═════ Raw records

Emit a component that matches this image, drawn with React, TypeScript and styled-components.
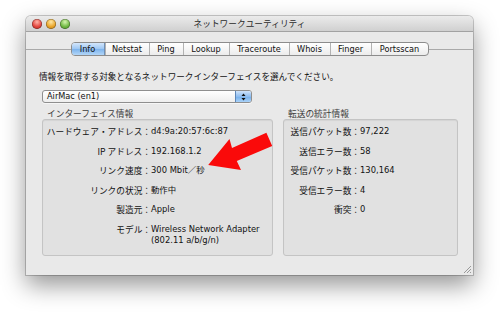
import React from 'react';
import styled, { createGlobalStyle, css } from 'styled-components';

const GlobalStyle = createGlobalStyle`
  html, body {
    margin: 0;
    padding: 0;
    background: #ffffff;
  }

  body {
    width: 500px;
    height: 312px;
    overflow: hidden;
    font-family: 'Noto Sans CJK JP', sans-serif;
    color: #111;
  }
`;

const latin = `'DejaVu Sans', 'Noto Sans CJK JP', sans-serif`;

const Page = styled.div`
  width: 500px;
  height: 312px;
  padding: 16px 0 0 26px;
  box-sizing: border-box;
`;

const Window = styled.div`
  position: relative;
  width: 447px;
  height: 259px;
  display: flex;
  flex-direction: column;
  border-radius: 5px 5px 0 0;
  background: #e9e9e9;
  box-shadow: 0 0 0 1px rgba(0, 0, 0, 0.2), 0 10px 24px rgba(0, 0, 0, 0.42);
`;

const TitleBar = styled.div`
  height: 15px;
  flex-shrink: 0;
  display: flex;
  align-items: center;
  position: relative;
  border-radius: 5px 5px 0 0;
  background: linear-gradient(#ebebeb, #d0d0d0);
  border-bottom: 1px solid #a2a2a2;
`;

const Lights = styled.div`
  display: flex;
  gap: 4px;
  padding-left: 6px;
`;

const lightColors = {
  red: ['#ffb3a8', '#e2463e', '#9e1c16'],
  yellow: ['#ffe9a6', '#e9a52a', '#a86a0c'],
  green: ['#d6f5b0', '#6fb843', '#3c7a1c'],
};

const Light = styled.span<{ $c: keyof typeof lightColors }>`
  width: 10px;
  height: 10px;
  border-radius: 50%;
  ${({ $c }) => css`
    background: radial-gradient(circle at 50% 30%, ${lightColors[$c][0]} 0%, ${lightColors[$c][1]} 55%, ${lightColors[$c][2]} 100%);
  `}
  box-shadow: inset 0 0 0 0.5px rgba(0, 0, 0, 0.45);
`;

const Title = styled.div`
  position: absolute;
  left: 0;
  right: 0;
  text-align: center;
  font-size: 8.7px;
  line-height: 15px;
  color: #2a2a2a;
  pointer-events: none;
`;

const Content = styled.div`
  flex: 1;
  display: flex;
  flex-direction: column;
  padding: 10px 15px 19px 16px;
`;

const TabRow = styled.div`
  display: flex;
  align-items: center;
  margin: 0 -15px 0 -16px;
`;

const TabLine = styled.div`
  flex: 1;
  height: 1px;
  background: #a9a9a9;
`;

const Tabs = styled.div`
  display: flex;
  height: 14px;
  border: 1px solid #8c8c8c;
  border-radius: 4px;
  overflow: hidden;
  box-sizing: border-box;
  background: linear-gradient(#ffffff, #ececec);
`;

const Tab = styled.div<{ $w: number; $active?: boolean }>`
  width: ${({ $w }) => $w}px;
  display: flex;
  align-items: center;
  justify-content: center;
  font-family: ${latin};
  font-size: 8.2px;
  color: #111;
  border-left: 1px solid #b2b2b2;
  box-sizing: border-box;

  &:first-child {
    border-left: none;
  }

  ${({ $active }) =>
    $active &&
    css`
      background: linear-gradient(#d3e6fb, #9cc6f3 50%, #7db3ec 51%, #b2d6f8);
      border-right: 1px solid #6f8fb5;
    `}
`;

const Instruction = styled.div`
  margin: 15px 0 0 -3px;
  font-size: 8.6px;
  line-height: 11px;
  white-space: nowrap;
`;

const Popup = styled.div`
  margin-top: 8px;
  width: 210px;
  height: 13px;
  display: flex;
  box-sizing: border-box;
  border: 1px solid #8f8f8f;
  border-radius: 3px;
  overflow: hidden;
  background: linear-gradient(#ffffff, #eeeeee);
  box-shadow: 0 1px 0 rgba(255, 255, 255, 0.6);
`;

const PopupText = styled.div`
  flex: 1;
  padding-left: 4px;
  font-family: ${latin};
  font-size: 8.2px;
  line-height: 11px;
`;

const Stepper = styled.div`
  width: 15px;
  display: flex;
  align-items: center;
  justify-content: center;
  border-left: 1px solid #5d86b8;
  background: linear-gradient(#cfe3fa, #8ebdf0 50%, #73aeea 51%, #aad2f8);
`;

const Groups = styled.div`
  flex: 1;
  display: flex;
  gap: 10px;
  margin-top: 5px;
`;

const Group = styled.div<{ $w: number }>`
  width: ${({ $w }) => $w}px;
  display: flex;
  flex-direction: column;
`;

const GroupTitle = styled.div`
  padding-left: 5px;
  font-size: 8.7px;
  line-height: 11px;
  color: #3c3c3c;
`;

const GroupBox = styled.div<{ $label: number }>`
  flex: 1;
  display: grid;
  grid-template-columns: ${({ $label }) => $label}px 1fr;
  grid-auto-rows: min-content;
  row-gap: 8.6px;
  align-content: start;
  padding-top: 6px;
  border: 1px solid #c4c4c4;
  border-radius: 3px;
  background: #e1e1e1;
  box-shadow: inset 0 1px 1px rgba(0, 0, 0, 0.06);
  line-height: 11px;
`;

const Label = styled.div`
  text-align: right;
  white-space: nowrap;
  font-size: 8.7px;
`;

const Value = styled.div<{ $multi?: boolean }>`
  white-space: ${({ $multi }) => ($multi ? 'pre' : 'nowrap')};
  font-family: ${latin};
  font-size: 8.4px;
`;

const Arrow = styled.svg`
  position: absolute;
  left: 0;
  top: 0;
  pointer-events: none;
`;

const Grip = styled.svg`
  position: absolute;
  right: 1px;
  bottom: 1px;
`;

const tabs = [
  { name: 'Info', w: 33 },
  { name: 'Netstat', w: 44 },
  { name: 'Ping', w: 34 },
  { name: 'Lookup', w: 46 },
  { name: 'Traceroute', w: 60 },
  { name: 'Whois', w: 41 },
  { name: 'Finger', w: 41 },
  { name: 'Portsscan', w: 57 },
];

const interfaceInfo = [
  { label: 'ハードウェア・アドレス：', value: 'd4:9a:20:57:6c:87' },
  { label: 'IP アドレス：', value: '192.168.1.2' },
  { label: 'リンク速度：', value: '300 Mbit／秒' },
  { label: 'リンクの状況：', value: '動作中' },
  { label: '製造元：', value: 'Apple' },
  { label: 'モデル：', value: 'Wireless Network Adapter\n(802.11 a/b/g/n)' },
];

const transferInfo = [
  { label: '送信パケット数：', value: '97,222' },
  { label: '送信エラー数：', value: '58' },
  { label: '受信パケット数：', value: '130,164' },
  { label: '受信エラー数：', value: '4' },
  { label: '衝突：', value: '0' },
];

const App = () => {
  return (
    <Page>
      <GlobalStyle />
      <Window>
        <TitleBar>
          <Lights>
            <Light $c="red" />
            <Light $c="yellow" />
            <Light $c="green" />
          </Lights>
          <Title>ネットワークユーティリティ</Title>
        </TitleBar>

        <Content>
          <TabRow>
            <TabLine />
            <Tabs>
              {tabs.map(({ name, w }, index) => (
                <Tab key={name} $w={w} $active={index === 0}>
                  {name}
                </Tab>
              ))}
            </Tabs>
            <TabLine />
          </TabRow>

          <Instruction>情報を取得する対象となるネットワークインターフェイスを選んでください。</Instruction>

          <Popup>
            <PopupText>AirMac (en1)</PopupText>
            <Stepper>
              <svg width="5" height="8" viewBox="0 0 5 8">
                <path d="M2.5 0.5 L4.5 3 L0.5 3 Z M2.5 7.5 L4.5 5 L0.5 5 Z" fill="#111" />
              </svg>
            </Stepper>
          </Popup>

          <Groups>
            <Group $w={231}>
              <GroupTitle>インターフェイス情報</GroupTitle>
              <GroupBox $label={108}>
                {interfaceInfo.map(({ label, value }) => (
                  <React.Fragment key={label}>
                    <Label>{label}</Label>
                    <Value $multi={value.includes('\n')}>{value}</Value>
                  </React.Fragment>
                ))}
              </GroupBox>
            </Group>
            <Group $w={175}>
              <GroupTitle>転送の統計情報</GroupTitle>
              <GroupBox $label={76}>
                {transferInfo.map(({ label, value }) => (
                  <React.Fragment key={label}>
                    <Label>{label}</Label>
                    <Value>{value}</Value>
                  </React.Fragment>
                ))}
              </GroupBox>
            </Group>
          </Groups>
        </Content>

        <Grip width="10" height="10" viewBox="0 0 10 10">
          <path d="M9 2 L2 9 M9 5 L5 9 M9 8 L8 9" stroke="#9a9a9a" strokeWidth="1" />
        </Grip>

        <Arrow width="447" height="259" viewBox="0 0 447 259">
          <polygon
            points="240.4,116.8 246.2,130 210.8,145 215,154 182.2,149 203.5,123 206,132"
            fill="#fa0a0a"
          />
        </Arrow>
      </Window>
    </Page>
  );
};

export default App;
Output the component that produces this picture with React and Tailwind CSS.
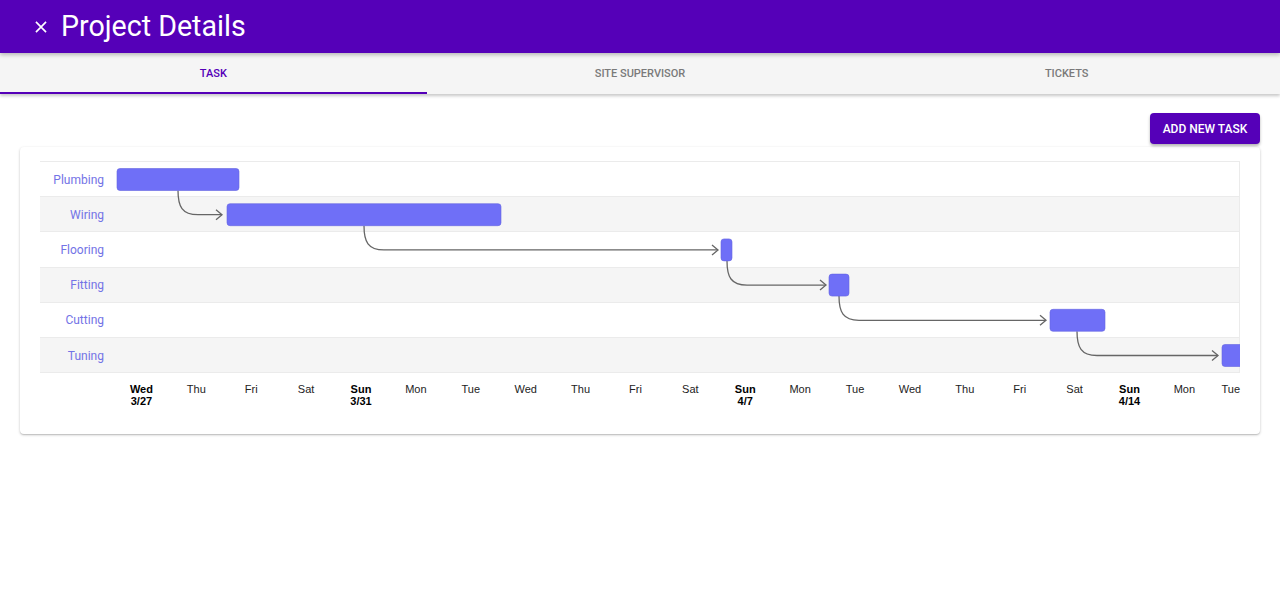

══════════

To do:
How many lines of the records contain the string "components"? Respond with the number alone.

The result:
2